» **Stated task**: Return the lines below exactly, from the first line to the line that contains "string; cells: React.ReactNode". Leave out pictures.

» **Data segment**:
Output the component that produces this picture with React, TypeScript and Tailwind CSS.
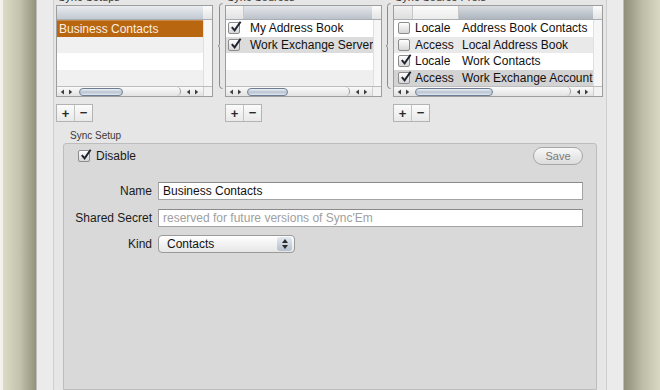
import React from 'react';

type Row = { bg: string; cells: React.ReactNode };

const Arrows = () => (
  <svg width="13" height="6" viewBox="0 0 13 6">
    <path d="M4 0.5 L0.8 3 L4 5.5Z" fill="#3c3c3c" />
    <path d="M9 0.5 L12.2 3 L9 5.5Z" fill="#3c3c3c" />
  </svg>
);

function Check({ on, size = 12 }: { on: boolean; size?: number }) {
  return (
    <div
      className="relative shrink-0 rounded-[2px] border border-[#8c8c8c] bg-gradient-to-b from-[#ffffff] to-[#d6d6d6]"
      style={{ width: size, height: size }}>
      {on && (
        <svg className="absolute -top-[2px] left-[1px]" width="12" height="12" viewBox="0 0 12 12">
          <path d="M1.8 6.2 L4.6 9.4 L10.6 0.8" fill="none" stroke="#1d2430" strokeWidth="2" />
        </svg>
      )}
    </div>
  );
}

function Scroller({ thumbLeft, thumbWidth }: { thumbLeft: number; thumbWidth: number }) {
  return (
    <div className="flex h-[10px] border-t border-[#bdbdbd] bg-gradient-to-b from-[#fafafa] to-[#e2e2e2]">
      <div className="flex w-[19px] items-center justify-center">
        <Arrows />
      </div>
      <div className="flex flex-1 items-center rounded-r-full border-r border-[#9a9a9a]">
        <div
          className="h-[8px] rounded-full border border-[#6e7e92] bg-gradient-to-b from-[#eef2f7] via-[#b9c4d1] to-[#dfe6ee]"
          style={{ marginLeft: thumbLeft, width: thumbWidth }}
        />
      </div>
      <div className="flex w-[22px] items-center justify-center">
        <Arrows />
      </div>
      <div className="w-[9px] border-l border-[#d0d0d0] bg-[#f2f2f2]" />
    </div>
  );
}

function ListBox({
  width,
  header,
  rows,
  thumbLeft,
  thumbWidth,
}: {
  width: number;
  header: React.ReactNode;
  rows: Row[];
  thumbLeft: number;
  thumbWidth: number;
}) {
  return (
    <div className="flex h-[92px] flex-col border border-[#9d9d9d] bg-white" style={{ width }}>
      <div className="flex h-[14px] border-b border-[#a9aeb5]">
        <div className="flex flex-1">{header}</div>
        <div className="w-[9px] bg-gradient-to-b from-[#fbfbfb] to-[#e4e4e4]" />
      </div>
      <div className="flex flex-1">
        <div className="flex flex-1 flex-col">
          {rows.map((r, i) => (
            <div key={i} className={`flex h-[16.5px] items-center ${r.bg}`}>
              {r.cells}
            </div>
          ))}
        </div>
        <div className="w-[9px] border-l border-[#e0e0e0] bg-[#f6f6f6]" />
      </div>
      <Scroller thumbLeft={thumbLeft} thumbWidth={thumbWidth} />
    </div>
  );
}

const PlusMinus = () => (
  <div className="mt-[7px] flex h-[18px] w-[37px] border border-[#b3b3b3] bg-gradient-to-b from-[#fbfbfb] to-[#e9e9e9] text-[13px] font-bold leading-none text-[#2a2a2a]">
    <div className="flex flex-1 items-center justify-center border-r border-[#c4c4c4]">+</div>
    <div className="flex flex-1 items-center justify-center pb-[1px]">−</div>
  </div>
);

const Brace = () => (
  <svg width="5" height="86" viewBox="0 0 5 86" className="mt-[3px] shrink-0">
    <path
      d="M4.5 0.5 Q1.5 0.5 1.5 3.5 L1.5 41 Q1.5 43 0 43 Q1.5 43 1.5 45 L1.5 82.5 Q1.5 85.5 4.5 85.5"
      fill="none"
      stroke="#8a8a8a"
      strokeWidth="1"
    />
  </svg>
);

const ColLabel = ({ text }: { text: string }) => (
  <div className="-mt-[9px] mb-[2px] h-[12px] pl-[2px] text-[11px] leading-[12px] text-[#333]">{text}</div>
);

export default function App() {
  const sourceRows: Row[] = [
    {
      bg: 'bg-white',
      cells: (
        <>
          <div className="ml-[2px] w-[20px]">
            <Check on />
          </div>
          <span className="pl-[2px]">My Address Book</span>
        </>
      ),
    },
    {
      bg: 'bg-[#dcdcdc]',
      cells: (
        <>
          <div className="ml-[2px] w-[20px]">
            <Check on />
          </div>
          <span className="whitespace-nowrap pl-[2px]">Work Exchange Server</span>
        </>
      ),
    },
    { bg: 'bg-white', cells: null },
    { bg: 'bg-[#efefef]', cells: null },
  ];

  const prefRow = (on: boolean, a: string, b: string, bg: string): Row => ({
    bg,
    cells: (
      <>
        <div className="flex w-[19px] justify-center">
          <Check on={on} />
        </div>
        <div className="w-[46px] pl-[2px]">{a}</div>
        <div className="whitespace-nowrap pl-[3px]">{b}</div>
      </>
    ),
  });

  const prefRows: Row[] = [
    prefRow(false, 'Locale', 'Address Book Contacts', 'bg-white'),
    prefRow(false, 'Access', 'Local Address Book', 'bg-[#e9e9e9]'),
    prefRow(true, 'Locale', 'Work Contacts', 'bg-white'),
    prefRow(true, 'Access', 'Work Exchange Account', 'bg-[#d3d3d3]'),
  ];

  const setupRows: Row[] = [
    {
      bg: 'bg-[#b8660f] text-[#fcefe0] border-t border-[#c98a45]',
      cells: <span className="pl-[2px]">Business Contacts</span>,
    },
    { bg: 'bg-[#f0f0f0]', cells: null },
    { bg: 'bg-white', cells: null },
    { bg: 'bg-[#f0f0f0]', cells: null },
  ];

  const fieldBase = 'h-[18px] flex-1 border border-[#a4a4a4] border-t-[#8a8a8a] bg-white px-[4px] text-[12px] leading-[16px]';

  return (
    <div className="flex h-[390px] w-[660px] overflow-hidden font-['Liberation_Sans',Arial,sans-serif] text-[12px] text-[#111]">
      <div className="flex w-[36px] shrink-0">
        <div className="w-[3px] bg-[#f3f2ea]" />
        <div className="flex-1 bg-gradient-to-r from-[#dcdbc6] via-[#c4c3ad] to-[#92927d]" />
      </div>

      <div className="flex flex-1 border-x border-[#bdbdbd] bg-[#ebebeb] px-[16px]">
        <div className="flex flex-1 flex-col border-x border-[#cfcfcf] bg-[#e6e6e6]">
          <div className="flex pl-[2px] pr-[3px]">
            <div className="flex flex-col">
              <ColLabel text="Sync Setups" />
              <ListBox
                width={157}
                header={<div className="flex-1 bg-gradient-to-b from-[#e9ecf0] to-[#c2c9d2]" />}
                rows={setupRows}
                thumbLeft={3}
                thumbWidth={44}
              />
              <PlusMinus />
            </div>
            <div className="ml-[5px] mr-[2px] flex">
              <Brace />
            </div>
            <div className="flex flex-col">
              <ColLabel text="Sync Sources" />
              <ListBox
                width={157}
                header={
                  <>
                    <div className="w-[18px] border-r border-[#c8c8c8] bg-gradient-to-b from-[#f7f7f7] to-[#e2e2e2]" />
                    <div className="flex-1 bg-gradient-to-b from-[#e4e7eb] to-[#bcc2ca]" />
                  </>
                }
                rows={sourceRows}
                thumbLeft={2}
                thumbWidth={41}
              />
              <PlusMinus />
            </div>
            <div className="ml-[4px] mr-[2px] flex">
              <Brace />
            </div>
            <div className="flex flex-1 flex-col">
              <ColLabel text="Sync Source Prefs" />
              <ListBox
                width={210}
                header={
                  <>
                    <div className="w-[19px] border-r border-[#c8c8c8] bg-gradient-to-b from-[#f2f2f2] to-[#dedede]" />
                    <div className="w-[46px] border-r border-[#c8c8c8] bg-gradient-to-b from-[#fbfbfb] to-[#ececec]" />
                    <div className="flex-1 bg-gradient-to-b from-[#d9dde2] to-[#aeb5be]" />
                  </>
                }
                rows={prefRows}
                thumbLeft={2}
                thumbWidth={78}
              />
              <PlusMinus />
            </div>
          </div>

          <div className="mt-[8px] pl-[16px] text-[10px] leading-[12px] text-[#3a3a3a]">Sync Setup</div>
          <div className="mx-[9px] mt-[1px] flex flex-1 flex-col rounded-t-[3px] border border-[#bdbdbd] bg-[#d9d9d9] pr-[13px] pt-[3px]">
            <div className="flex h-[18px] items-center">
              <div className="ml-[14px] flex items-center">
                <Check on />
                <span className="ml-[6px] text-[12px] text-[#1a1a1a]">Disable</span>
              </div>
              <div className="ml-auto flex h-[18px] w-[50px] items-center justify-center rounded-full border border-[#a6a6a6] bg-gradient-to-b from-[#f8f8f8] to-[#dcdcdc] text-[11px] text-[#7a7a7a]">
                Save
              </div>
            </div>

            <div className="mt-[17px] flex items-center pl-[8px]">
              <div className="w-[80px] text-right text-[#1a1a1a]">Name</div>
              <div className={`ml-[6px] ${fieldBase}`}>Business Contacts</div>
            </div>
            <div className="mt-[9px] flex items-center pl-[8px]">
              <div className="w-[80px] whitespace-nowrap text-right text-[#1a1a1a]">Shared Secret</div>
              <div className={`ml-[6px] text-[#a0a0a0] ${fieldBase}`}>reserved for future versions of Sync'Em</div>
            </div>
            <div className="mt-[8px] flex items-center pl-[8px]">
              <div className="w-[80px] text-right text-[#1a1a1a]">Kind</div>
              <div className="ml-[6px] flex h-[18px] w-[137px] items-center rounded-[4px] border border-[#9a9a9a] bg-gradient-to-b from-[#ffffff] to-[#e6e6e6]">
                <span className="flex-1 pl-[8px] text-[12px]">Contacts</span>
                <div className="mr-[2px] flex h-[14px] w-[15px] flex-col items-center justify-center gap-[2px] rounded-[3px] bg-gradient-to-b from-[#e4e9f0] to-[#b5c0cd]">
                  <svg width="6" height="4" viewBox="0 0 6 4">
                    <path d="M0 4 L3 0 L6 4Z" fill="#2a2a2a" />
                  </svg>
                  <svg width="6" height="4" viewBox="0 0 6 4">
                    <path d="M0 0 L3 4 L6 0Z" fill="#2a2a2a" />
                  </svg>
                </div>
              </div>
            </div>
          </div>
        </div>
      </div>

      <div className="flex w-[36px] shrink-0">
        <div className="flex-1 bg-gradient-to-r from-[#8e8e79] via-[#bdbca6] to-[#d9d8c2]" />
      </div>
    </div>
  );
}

» **Correct output**:
Output the component that produces this picture with React, TypeScript and Tailwind CSS.
import React from 'react';

type Row = { bg: string; cells: React.ReactNode };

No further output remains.